The breadth of St. John's curriculum piques students' interests across a wide variety of subjects, Baum said, while its particular style of learning prepares graduates for whatever comes next.

"You're not emerging with one focused concentration," he said. "You're emerging with the ability to speak fluently about the sciences as well as the humanities, the ability to converse with each other in the classroom, which extends into the workplace, the ability to write and to think critically. These are things I think we do particularly well."

Is the St. John's Model Sustainable?

In today's higher education landscape, a small liberal arts college with an enrollment of 1,000 students and a modest endowment (St. John's has about $245 million) should be teetering on the brink of extinction.

But not St. John's. How does it survive, especially with an expensive educational model featuring small classes taught by two faculty — and no adjuncts?

"We're kind of lean and mean because we do one thing, and we do it really well," Walpin said.
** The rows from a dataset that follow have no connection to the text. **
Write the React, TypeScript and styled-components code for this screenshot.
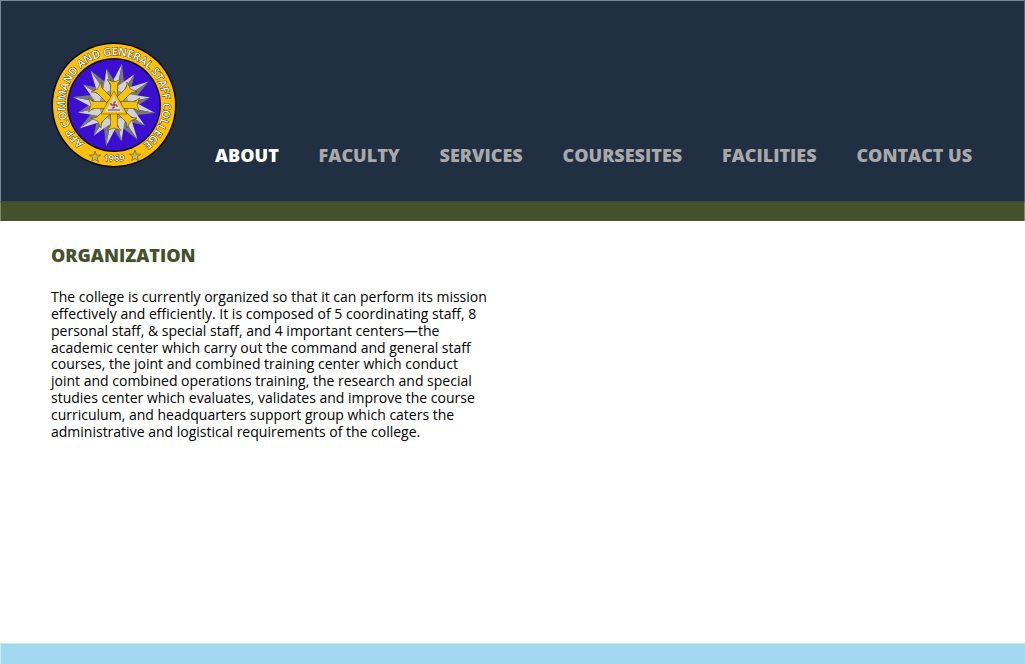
import React from "react";
import styled, { createGlobalStyle } from "styled-components";

const Global = createGlobalStyle`
  html, body { margin: 0; padding: 0; background: #fff; }
  body { font-family: "Open Sans", "Liberation Sans", sans-serif; overflow: hidden; }
`;
const Page = styled.div`
  width: 1025px; height: 664px; display: flex; flex-direction: column; background: #fff;
`;
const Header = styled.header`
  height: 201px; box-sizing: border-box; background: #212f42;
  border: 1px solid #7d8794; border-bottom: 0; border-right-color: #56626f;
  display: flex; align-items: flex-start; padding: 41px 0 0 50px;
`;
const Logo = styled.svg`
  width: 126px; height: 126px; flex: none; display: block;
`;
const Nav = styled.nav`
  display: flex; gap: 39.8px; margin: 101px 0 0 38px;
`;
const NavLink = styled.a<{ $active?: boolean }>`
  font-size: 18px; line-height: 24px; font-weight: 800; white-space: nowrap;
  color: ${p => (p.$active ? "#ffffff" : "#a9a9a9")};
`;
const Band = styled.div`
  height: 20px; box-sizing: border-box; background: #44522c;
  border: 1px solid #7f8a6c; border-width: 0 1px; border-top: 1px solid #3c4a3c;
`;
const Main = styled.main`
  flex: 1; padding: 22px 0 0 51px;
`;
const Title = styled.h1`
  margin: 0 0 22px; font-size: 18px; line-height: 24px; font-weight: 800; color: #44522c;
`;
const Body = styled.p`
  margin: 0; width: 438px; font-size: 14px; line-height: 16.85px; color: #000;
`;
const Foot = styled.footer`
  height: 21px; box-sizing: border-box; background: #a3d9f0; border: 1px solid #cbe9f6; border-width: 1px 0 0 1px;
`;

const points = (cx: number, cy: number, n: number, R: number, r: number, rot = 0) => {
  const out: string[] = [];
  for (let i = 0; i < n * 2; i++) {
    const a = rot + (i * Math.PI) / n - Math.PI / 2;
    const d = i % 2 ? r : R;
    out.push(`${(cx + d * Math.cos(a)).toFixed(1)},${(cy + d * Math.sin(a)).toFixed(1)}`);
  }
  return out.join(" ");
};

const rays = [0, 45, 90, 135, 180, 225, 270, 315];
const spikes = Array.from({ length: 16 }, (_, i) => i * 22.5);

const Seal = () => (
  <Logo viewBox="0 0 126 126" aria-label="AFP Command and General Staff College seal">
    <defs>
      <path id="arc" d="M 33 101 A 49 49 0 1 1 93 101" />
    </defs>
    <circle cx="63" cy="63" r="62.5" fill="#0d0d0d" />
    <circle cx="63" cy="63" r="61" fill="#fdbf0c" />
    <circle cx="63" cy="63" r="47" fill="#0d0d0d" />
    <circle cx="63" cy="63" r="45.5" fill="#3a0fcf" />
    {spikes.map((a, i) => {
      const tip = i % 2 ? 26 : 21;
      return (
        <g key={a} transform={`rotate(${a + 11} 63 63)`}>
          <polygon points={`63,${tip} 55,47 63,58`} fill="#d2d2d6" />
          <polygon points={`63,${tip} 71,47 63,58`} fill="#77777c" />
        </g>
      );
    })}
    <circle cx="63" cy="63" r="15" fill="#9a9aa0" />
    {rays.map(a => (
      <g key={a} transform={`rotate(${a} 63 63)`}>
        <polygon points="59.5,56 59.5,42 56,37.5 63,40 70,37.5 66.5,42 66.5,56" fill="#f2c40e" stroke="#5a4703" strokeWidth=".6" />
      </g>
    ))}
    <polygon points="63,49 76,72 50,72" fill="#f2c40e" stroke="#5a4703" strokeWidth=".5" />
    <polygon points="63,54 72,70 54,70" fill="#d8d4d4" />
    <path d="M60 63h6M63 60v6M60 63v-2M66 63v2M63 60h2M63 66h-2" stroke="#8a1818" strokeWidth="1" fill="none" />
    <path d="M57 68 L69 68" stroke="#555" strokeWidth="1" />
    <text fontFamily="Open Sans, sans-serif" fontSize="10.8" fontWeight="600" fill="#fff" stroke="#3a2c00" strokeWidth=".9" paintOrder="stroke" textLength="244" lengthAdjust="spacing">
      <textPath href="#arc">AFP COMMAND AND GENERAL STAFF COLLEGE</textPath>
    </text>
    <text x="63" y="119" textAnchor="middle" fontFamily="Open Sans, sans-serif" fontSize="9" fontWeight="600" fill="#fff" stroke="#3a2c00" strokeWidth=".8" paintOrder="stroke">1969</text>
    <polygon points={points(44, 115, 5, 6, 2.4)} fill="#c9b84e" stroke="#444" strokeWidth=".5" />
    <polygon points={points(84, 114, 5, 6, 2.4)} fill="#c9b84e" stroke="#444" strokeWidth=".5" />
  </Logo>
);

const items = ["ABOUT", "FACULTY", "SERVICES", "COURSESITES", "FACILITIES", "CONTACT US"];

export default function App() {
  return (
    <Page>
      <Global />
      <Header>
        <Seal />
        <Nav>
          {items.map((t, i) => (
            <NavLink key={t} $active={i === 0}>{t}</NavLink>
          ))}
        </Nav>
      </Header>
      <Band />
      <Main>
        <Title>ORGANIZATION</Title>
        <Body>
          The college is currently organized so that it can perform its mission effectively and efficiently. It is composed of 5 coordinating staff, 8 personal staff, &amp; special staff, and 4 important centers—the academic center which carry out the command and general staff courses, the joint and combined training center which conduct joint and combined operations training, the research and special studies center which evaluates, validates and improve the course curriculum, and headquarters support group which caters the administrative and logistical requirements of the college.
        </Body>
      </Main>
      <Foot />
    </Page>
  );
}
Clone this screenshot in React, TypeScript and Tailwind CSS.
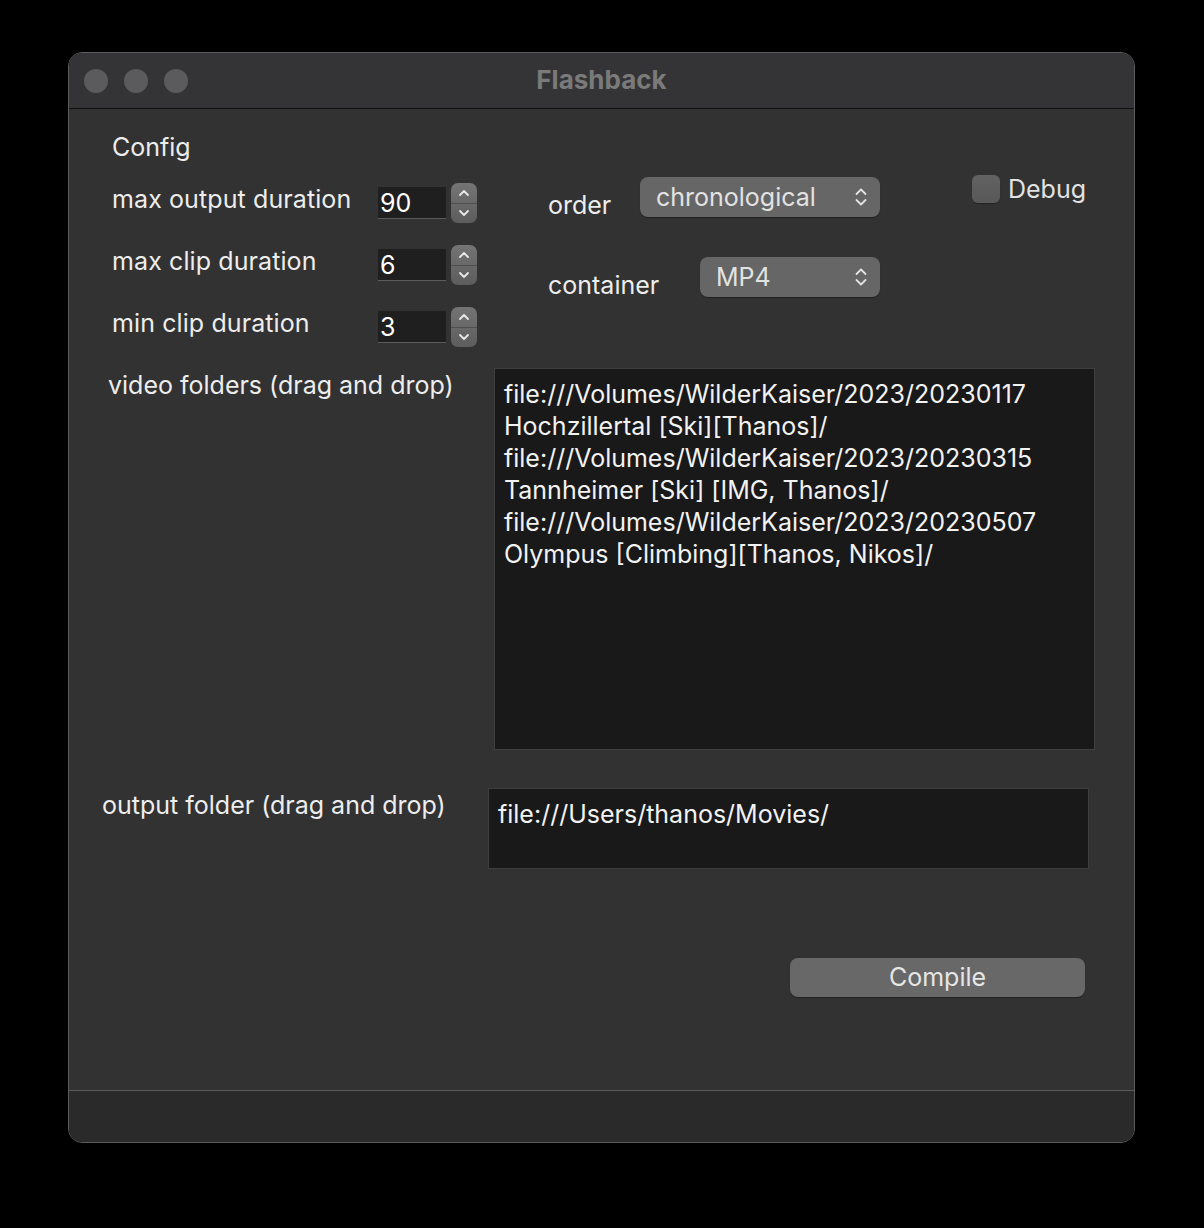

That means St. John's sacrifices the usual trappings of a collegiate experience, including a vast physical infrastructure brimming with the latest amenities. It also means no NCAA athletics program, though it does offer a handful of intercollegiate sports (including a national championship croquet team) and a range of intramurals.

The college survives because each year enough students want exactly what St. John's offers, and nothing more.

Not that more money wouldn't help. The college just completed a $325 million fundraising campaign. Instead of pouring those funds into new majors and fancy buildings, St. John's is using it to lower tuition (now about $39,000) and provide scholarships.

The college has no plans to expand its traditional program. It already has, establishing the Santa Fe campus in 1964 to replicate the Annapolis experience for more students.

There are opportunities for growth at the margins, however. The college enrolls about 170 students through its Graduate Institute, including a burgeoning online population (the "lemonade we made out of the pandemic," Walpin quipped).

It also maintains partnerships with universities — "4+1" arrangements with schools of public health and business to ease student transitions into graduate programs — and is exploring similar opportunities in the sciences.

Might St. John's consider adding certificate programs in fields such as cybersecurity or artificial intelligence, a tactic employed by many liberal arts colleges aiming to provide students supplemental skills for in-demand fields? No, Baum said, but the college remains "very open" to collaborating with institutions offering this kind of instruction.

In other words, don't expect St. John's to veer much from the iconoclastic path it long ago blazed — because it doesn't have to.

"There are some students who are drawn to our tradition," Baum said, "and there are other students who are drawn to us for almost the opposite reason — that we're radical. What we're doing is so different from the rest of higher education."